The Debt Management Office, on behalf of the Central Bank of Nigeria, offered N530bn in standard maturities to investors in the primary market. The breakdown included N50bn for 91-day bills, N80bn for 182-day bills, and N400bn for 364-day bills.
At the close of the auction, subscription for the 91-day bill was below the offer at N26.53bn, while the 182-day bill received N17.91bn. However, the 364-day T-bill continued to attract the highest demand, as seen in previous auctions.
The subscription for the 364-day bill reached a staggering N2.49tn, with a stop rate of 21.80 per cent. Overall, N756.01bn was allotted, with the largest portion allocated to the 364-day bill.

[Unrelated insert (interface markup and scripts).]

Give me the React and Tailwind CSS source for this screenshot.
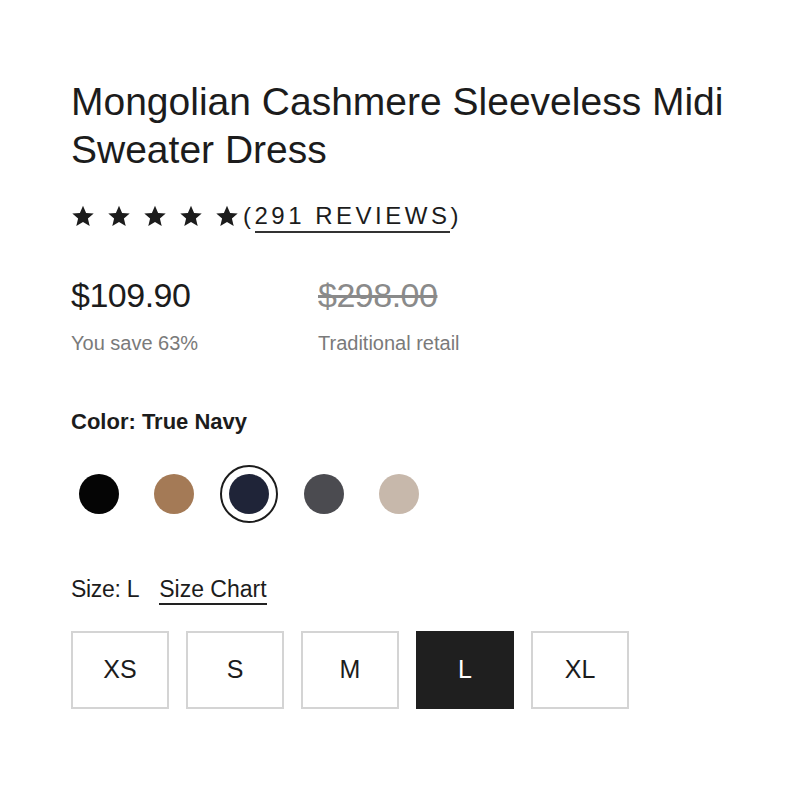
import React from "react";

const swatches = [
  { name: "Black", color: "#050505" },
  { name: "Camel", color: "#a47a56" },
  { name: "True Navy", color: "#1f2438", selected: true },
  { name: "Charcoal", color: "#4b4b50" },
  { name: "Oatmeal", color: "#c7b8ab" },
];

const sizes = ["XS", "S", "M", "L", "XL"];

function Star() {
  return (
    <svg width="24" height="24" viewBox="0 0 24 24" className="shrink-0">
      <path d="M12 1.8l3.1 7.1 7.6.6-5.8 5 1.8 7.5L12 18l-6.7 4 1.8-7.5-5.8-5 7.6-.6z" fill="#1c1c1c" />
    </svg>
  );
}

export default function App() {
  return (
    <div className="w-[800px] h-[800px] bg-white pl-[71px] pt-[78px] text-[#222]" style={{ fontFamily: "'Liberation Sans', Arial, sans-serif" }}>
      <h1 className="text-[39px] leading-[48px] font-normal text-[#1c1c1c] w-[710px]">
        Mongolian Cashmere Sleeveless Midi Sweater Dress
      </h1>

      <div className="flex items-center mt-[26px] h-[32px]">
        <div className="flex gap-[12px]">
          <Star /><Star /><Star /><Star /><Star />
        </div>
        <span className="text-[24px] tracking-[3.5px] text-[#1c1c1c] ml-[4px]">
          (<span className="border-b-2 border-[#333] pb-[2px]">291 REVIEWS</span>)
        </span>
      </div>

      <div className="flex mt-[42px]">
        <div className="w-[247px]">
          <div className="text-[34px] leading-[42px] text-[#1c1c1c] tracking-[-0.5px]">$109.90</div>
          <div className="text-[20px] text-[#7a7a7a] mt-[12px]">You save 63%</div>
        </div>
        <div>
          <div className="text-[34px] leading-[42px] text-[#8a8a8a] line-through tracking-[-0.5px]">$298.00</div>
          <div className="text-[20px] text-[#7a7a7a] mt-[12px]">Traditional retail</div>
        </div>
      </div>

      <div className="text-[22px] font-bold text-[#1c1c1c] mt-[47px]">Color: True Navy</div>

      <div className="flex items-center gap-[17px] mt-[27px] -ml-[1px]">
        {swatches.map((s) => (
          <div
            key={s.name}
            className={
              "w-[58px] h-[58px] rounded-full flex items-center justify-center " +
              (s.selected ? "border-2 border-[#1c1c1c]" : "")
            }
          >
            <div className="w-[40px] h-[40px] rounded-full" style={{ backgroundColor: s.color }} />
          </div>
        ))}
      </div>

      <div className="flex items-baseline mt-[49px] text-[23px] text-[#1c1c1c]">
        <span className="tracking-[-0.3px]">Size: L</span>
        <span className="ml-[20px] border-b-2 border-[#222] leading-[28px]">Size Chart</span>
      </div>

      <div className="flex gap-[17px] mt-[24px]">
        {sizes.map((s) => (
          <div
            key={s}
            className={
              "w-[98px] h-[78px] flex items-center justify-center text-[25px] border-2 " +
              (s === "L" ? "bg-[#1f1f1f] border-[#1f1f1f] text-white" : "border-[#d4d4d4] text-[#1c1c1c]")
            }
          >
            {s}
          </div>
        ))}
      </div>
    </div>
  );
}
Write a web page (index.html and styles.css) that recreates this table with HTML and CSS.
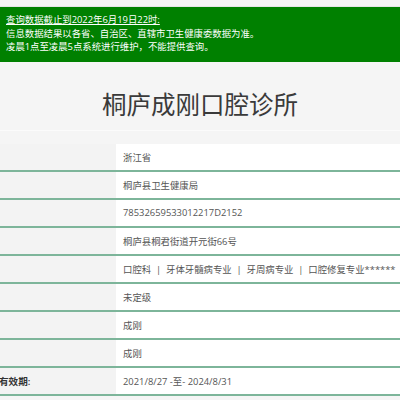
FILE: index.html
```
<!DOCTYPE html>
<html lang="zh-CN">
<head>
<meta charset="utf-8">
<link rel="stylesheet" href="styles.css">
</head>
<body>
<div class="top"></div>
<div class="notice">
  <div class="notice-line underline">查询数据截止到2022年6月19日22时:</div>
  <div class="notice-line">信息数据结果以各省、自治区、直辖市卫生健康委数据为准。</div>
  <div class="notice-line">凌晨1点至凌晨5点系统进行维护，不能提供查询。</div>
</div>
<div class="title">桐庐成刚口腔诊所</div>
<div class="table">
  <div class="row"><div class="label"></div><div class="value">浙江省</div></div>
  <div class="row"><div class="label"></div><div class="value">桐庐县卫生健康局</div></div>
  <div class="row"><div class="label"></div><div class="value">78532659533012217D2152</div></div>
  <div class="row"><div class="label"></div><div class="value">桐庐县桐君街道开元街66号</div></div>
  <div class="row"><div class="label"></div><div class="value">口腔科 &nbsp;|&nbsp; 牙体牙髓病专业 &nbsp;|&nbsp; 牙周病专业 &nbsp;|&nbsp; 口腔修复专业******</div></div>
  <div class="row"><div class="label"></div><div class="value">未定级</div></div>
  <div class="row"><div class="label"></div><div class="value">成刚</div></div>
  <div class="row"><div class="label"></div><div class="value">成刚</div></div>
  <div class="row"><div class="label"><span class="label-text">有效期:</span></div><div class="value">2021/8/27 -至- 2024/8/31</div></div>
</div>
</body>
</html>
```
FILE: styles.css
```
html, body {
  margin: 0;
  padding: 0;
  background: #f5f5f5;
  font-family: "Open Sans", "Noto Sans CJK SC", sans-serif;
  overflow: hidden;
}
.top {
  height: 7px;
  background: #f5f5f5;
  border-bottom: 1px solid #e6e6e6;
  box-sizing: border-box;
}
.notice {
  background: #008000;
  color: #ffffff;
  padding: 6px 6px 8px 6px;
  font-size: 9.4px;
  line-height: 13.5px;
}
.notice-line {
  white-space: nowrap;
}
.underline {
  text-decoration: underline;
}
.title {
  padding: 27px 0 11px 0;
  line-height: 30px;
  font-size: 24.5px;
  color: #3a3a3a;
  text-align: center;
  font-family: "Noto Sans CJK SC", sans-serif;
  border-bottom: 1px solid #fbfbfb;
}
.table {
  margin-top: 13px;
}
.row {
  display: flex;
  height: 28px;
  box-sizing: border-box;
  border-bottom: 2px solid #7db59a;
}
.label {
  width: 116px;
  flex: none;
  background: #f3f3f3;
  display: flex;
  align-items: center;
  overflow: hidden;
}
.label-text {
  font-size: 9.6px;
  font-weight: 600;
  color: #333333;
  margin-left: -1px;
  white-space: nowrap;
}
.value {
  flex: 1;
  background: #ffffff;
  display: flex;
  align-items: center;
  padding-left: 7px;
  font-size: 9.4px;
  color: #555555;
  white-space: nowrap;
  overflow: hidden;
}
```
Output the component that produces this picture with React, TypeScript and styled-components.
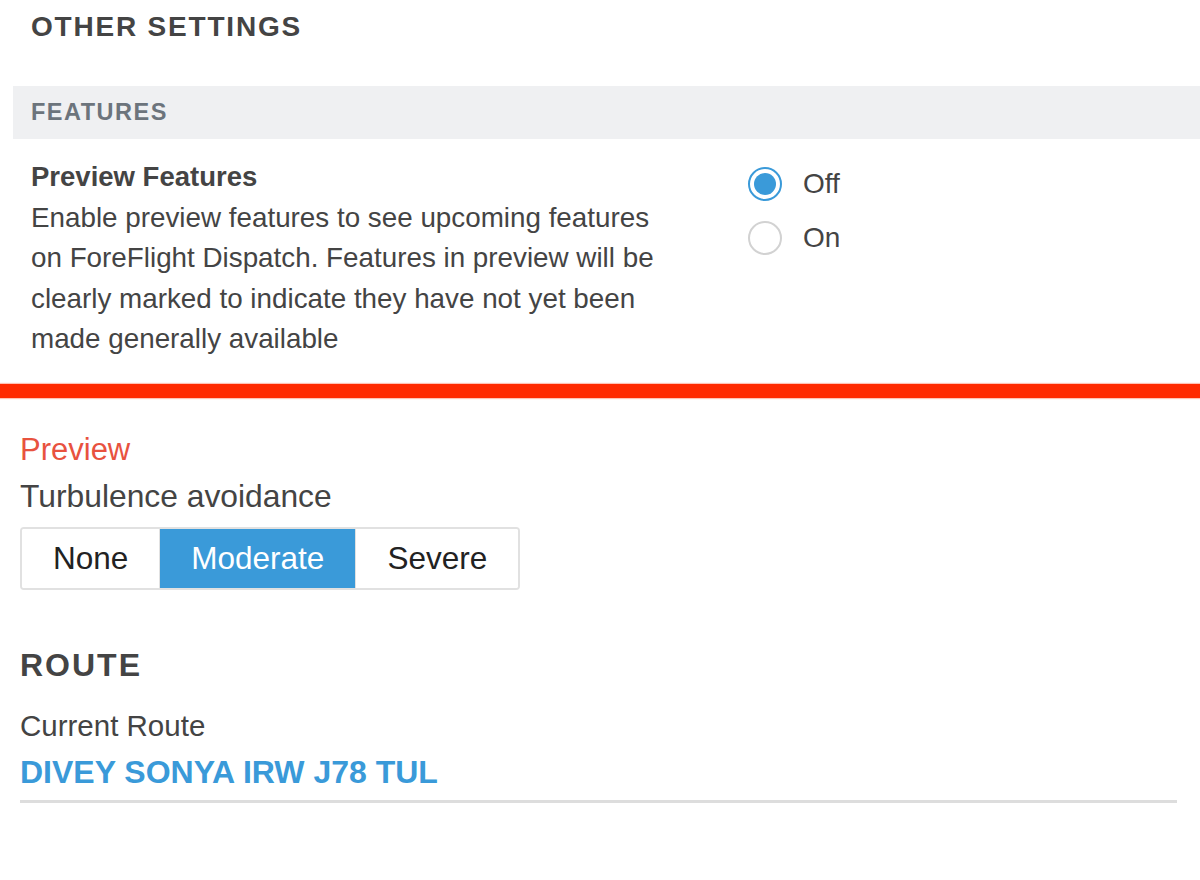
import styled, { createGlobalStyle } from "styled-components";

const GlobalStyle = createGlobalStyle`
  body {
    margin: 0;
    background: #ffffff;
    font-family: "Liberation Sans", Arial, sans-serif;
    color: #444444;
  }
`;

const Page = styled.div`
  width: 1200px;
  overflow: hidden;
`;

const SettingsPanel = styled.div`
  padding-left: 13px;
`;

const PageTitle = styled.h1`
  margin: 0;
  padding: 13px 0 0 18px;
  height: 86px;
  box-sizing: border-box;
  font-size: 28px;
  line-height: 28px;
  font-weight: 700;
  letter-spacing: 1.8px;
  color: #444444;
`;

const SectionBar = styled.div`
  height: 53px;
  display: flex;
  align-items: center;
  padding-left: 18px;
  background: #eff0f2;
  font-size: 23.5px;
  font-weight: 700;
  letter-spacing: 1.5px;
  color: #6c747c;
`;

const FeatureRow = styled.div`
  display: flex;
  padding: 18px 18px 24px;
`;

const FeatureText = styled.div`
  width: 640px;
  font-size: 27.8px;
  line-height: 40.5px;
`;

const FeatureTitle = styled.div`
  font-size: 27.5px;
  font-weight: 700;
`;

const RadioGroup = styled.div`
  margin-left: 77px;
  display: flex;
  flex-direction: column;
`;

const RadioRow = styled.label`
  display: flex;
  align-items: center;
  height: 54px;
  gap: 21px;
  font-size: 28px;
  color: #444444;
`;

const RadioCircle = styled.span<{ $checked?: boolean }>`
  width: 34px;
  height: 34px;
  box-sizing: border-box;
  border-radius: 50%;
  border: 2px solid ${(p) => (p.$checked ? "#3a9ad9" : "#d2d2d2")};
  display: flex;
  align-items: center;
  justify-content: center;
  &::after {
    content: "";
    width: 22px;
    height: 22px;
    border-radius: 50%;
    background: ${(p) => (p.$checked ? "#3a9ad9" : "transparent")};
  }
`;

const PreviewDivider = styled.div`
  height: 14px;
  background: #ff2a00;
  box-shadow: 0 0 1px 1px #ffc2b5;
`;

const PreviewSection = styled.div`
  padding: 29px 23px 0 20px;
`;

const PreviewLabel = styled.div`
  font-size: 31px;
  line-height: 46px;
  color: #e8523f;
`;

const FieldLabel = styled.div`
  font-size: 31.8px;
  line-height: 46px;
  color: #444444;
`;

const SegmentGroup = styled.div`
  margin-top: 8px;
  display: inline-flex;
  height: 63px;
  box-sizing: border-box;
  border: 2px solid #e1e1e1;
  border-radius: 4px;
  overflow: hidden;
`;

const Segment = styled.div<{ $active?: boolean }>`
  display: flex;
  align-items: center;
  padding: 0 31px;
  font-size: 31.5px;
  color: ${(p) => (p.$active ? "#ffffff" : "#222222")};
  background: ${(p) => (p.$active ? "#3a9ad9" : "#ffffff")};
  & + & {
    border-left: 1px solid #e1e1e1;
  }
`;

const RouteTitle = styled.h2`
  margin: 55px 0 0;
  font-size: 32px;
  line-height: 40px;
  font-weight: 700;
  letter-spacing: 2px;
  color: #444444;
`;

const RouteLabel = styled.div`
  margin-top: 21px;
  font-size: 29.5px;
  line-height: 40px;
  color: #444444;
`;

const RouteValue = styled.div`
  margin-top: 6px;
  font-size: 32px;
  line-height: 40px;
  font-weight: 700;
  color: #3a9ad9;
  padding-bottom: 8px;
  border-bottom: 3px solid #dddddd;
`;

const options = ["None", "Moderate", "Severe"];

export default function App() {
  return (
    <Page>
      <GlobalStyle />
      <SettingsPanel>
        <PageTitle>OTHER SETTINGS</PageTitle>
        <SectionBar>FEATURES</SectionBar>
        <FeatureRow>
          <FeatureText>
            <FeatureTitle>Preview Features</FeatureTitle>
            Enable preview features to see upcoming features on ForeFlight
            Dispatch. Features in preview will be clearly marked to indicate
            they have not yet been made generally available
          </FeatureText>
          <RadioGroup>
            <RadioRow>
              <RadioCircle $checked />
              Off
            </RadioRow>
            <RadioRow>
              <RadioCircle />
              On
            </RadioRow>
          </RadioGroup>
        </FeatureRow>
      </SettingsPanel>
      <PreviewDivider />
      <PreviewSection>
        <PreviewLabel>Preview</PreviewLabel>
        <FieldLabel>Turbulence avoidance</FieldLabel>
        <SegmentGroup>
          {options.map((o) => (
            <Segment key={o} $active={o === "Moderate"}>
              {o}
            </Segment>
          ))}
        </SegmentGroup>
        <RouteTitle>ROUTE</RouteTitle>
        <RouteLabel>Current Route</RouteLabel>
        <RouteValue>DIVEY SONYA IRW J78 TUL</RouteValue>
      </PreviewSection>
    </Page>
  );
}
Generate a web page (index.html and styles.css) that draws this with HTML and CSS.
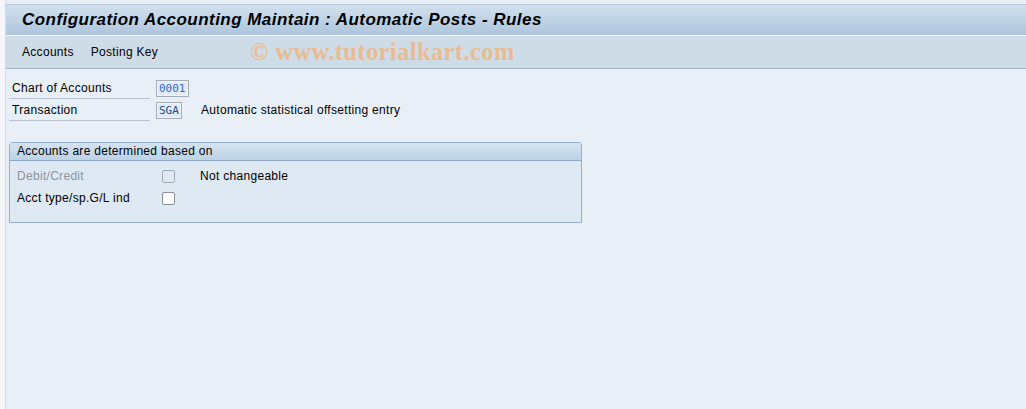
FILE: index.html
```html
<!DOCTYPE html>
<html lang="en">
<head>
    <meta charset="UTF-8">
    <title>Configuration Accounting Maintain : Automatic Posts - Rules</title>
    <link rel="stylesheet" href="styles.css">
</head>
<body>
    <div class="window">
        <div class="title-bar">
            <h1>Configuration Accounting Maintain : Automatic Posts - Rules</h1>
        </div>
        <div class="toolbar">
            <span class="menu-item">Accounts</span>
            <span class="menu-item">Posting Key</span>
            <span class="watermark">&copy; www.tutorialkart.com</span>
        </div>
        <div class="content">
            <div class="field-row">
                <label class="field-label">Chart of Accounts</label>
                <span class="field-value value-blue">0001</span>
            </div>
            <div class="field-row">
                <label class="field-label">Transaction</label>
                <span class="field-value value-short">SGA</span>
                <span class="field-text">Automatic statistical offsetting entry</span>
            </div>

            <div class="group">
                <div class="group-header">Accounts are determined based on</div>
                <div class="group-body">
                    <div class="check-row">
                        <span class="check-label disabled">Debit/Credit</span>
                        <span class="checkbox checkbox-disabled"></span>
                        <span class="check-note">Not changeable</span>
                    </div>
                    <div class="check-row">
                        <span class="check-label">Acct type/sp.G/L ind</span>
                        <span class="checkbox"></span>
                    </div>
                </div>
            </div>
        </div>
    </div>
</body>
</html>
```

FILE: styles.css
```css
body {
    margin: 0;
    background-color: #f4f6f9;
    font-family: Tahoma, "Liberation Sans", Arial, sans-serif;
    font-size: 12px;
    letter-spacing: 0.3px;
    color: #000;
}
.window {
    margin-left: 5px;
    height: 409px;
    border-left: 1px solid #d3dbe4;
    background-color: #e8eff7;
    box-sizing: border-box;
    padding-top: 4px;
}
.title-bar {
    height: 32px;
    border-top: 1px solid #b9c8d8;
    border-bottom: 1px solid #f4f8fb;
    background: linear-gradient(to bottom, #d1e0ed, #adc5dd);
    box-sizing: border-box;
    display: flex;
    align-items: center;
    padding-left: 16px;
}
h1 {
    margin: 0;
    font-size: 17px;
    font-weight: bold;
    font-style: italic;
    color: #000;
    letter-spacing: 0.46px;
}
.toolbar {
    height: 33px;
    background-color: #cedce8;
    border-bottom: 1px solid #a7b8ca;
    box-sizing: border-box;
    display: flex;
    align-items: center;
    padding-left: 16px;
}
.menu-item {
    margin-right: 17px;
}
.watermark {
    margin-left: 75px;
    font-family: "Liberation Serif", "Times New Roman", serif;
    font-size: 24.5px;
    font-weight: bold;
    color: #e9bb90;
    letter-spacing: 0.4px;
}
.content {
    padding: 8px 0 0 3px;
}
.field-row {
    display: flex;
    align-items: center;
    height: 22px;
}
.field-label {
    width: 141px;
    padding-left: 3px;
    box-sizing: border-box;
    border-bottom: 1px solid #b8c3ce;
    line-height: 20px;
    margin-right: 6px;
}
.field-value {
    font-family: "DejaVu Sans Mono", "Liberation Mono", monospace;
    font-size: 11px;
    letter-spacing: 0;
    height: 17px;
    line-height: 15px;
    padding: 0 2px;
    border: 1px solid #a4acb6;
    box-shadow: inset 0 0 0 1px #f0f4f8;
    background-color: #e3ecf6;
    box-sizing: border-box;
    width: 33px;
}
.value-blue {
    color: #2b6cc4;
}
.value-short {
    width: 26px;
    color: #1f4d87;
}
.field-text {
    margin-left: 19px;
}
.group {
    margin-top: 21px;
    width: 573px;
    border: 1px solid #97afc8;
    border-radius: 3px 3px 0 0;
    box-sizing: border-box;
}
.group-header {
    height: 17px;
    line-height: 16px;
    padding-left: 7px;
    background: linear-gradient(to bottom, #d4e3f0, #bed3e7);
    border-bottom: 1px solid #8ea8c2;
}
.group-body {
    background-color: #dee9f3;
    height: 61px;
    padding-top: 4px;
    padding-left: 7px;
    box-sizing: border-box;
}
.check-row {
    display: flex;
    align-items: center;
    height: 22px;
}
.check-label {
    width: 145px;
}
.disabled {
    color: #8d949b;
}
.checkbox {
    width: 13px;
    height: 13px;
    border: 1px solid #8a9096;
    border-radius: 2px;
    background-color: #fff;
    box-sizing: border-box;
}
.checkbox-disabled {
    background-color: #dee9f3;
    border-color: #a3a9b0;
}
.check-note {
    margin-left: 25px;
}
```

Explaining the sustained interest in the longer-dated instrument, the Managing Director of Arthur Steven Asset Management, Tunde Amolegbe, said, “This trend has been consistent in recent months, as it makes more sense to lock in funds for a longer period in a high-interest rate environment than to face reinvestment risk with short-term positions.”
He further suggested that the stop rate could signal a potential rate cut by the CBN’s Monetary Policy Committee.
He said, “The treasury bills market is indicating that we may see a rate cut from the MPC sooner rather than later. The FX market has been relatively stable recently, and inflation growth has slowed. This is reflected in today’s auction results, with the stop rate for the long-term bill at 21.80 per cent, compared to over 22 per cent in the previous auction.”
In the secondary market, the average yield on Nigerian Treasury bills slipped slightly on Tuesday, driven by increasing demand for naira-denominated fixed-income assets.
Traders reported that yields declined by two basis points to settle at 25 per cent in the secondary market. There was also demand for the 6 March NTB, quoted at 23.00/22.80. Day-on-day, the average benchmark yield dropped by 2bps to 24.83 per cent.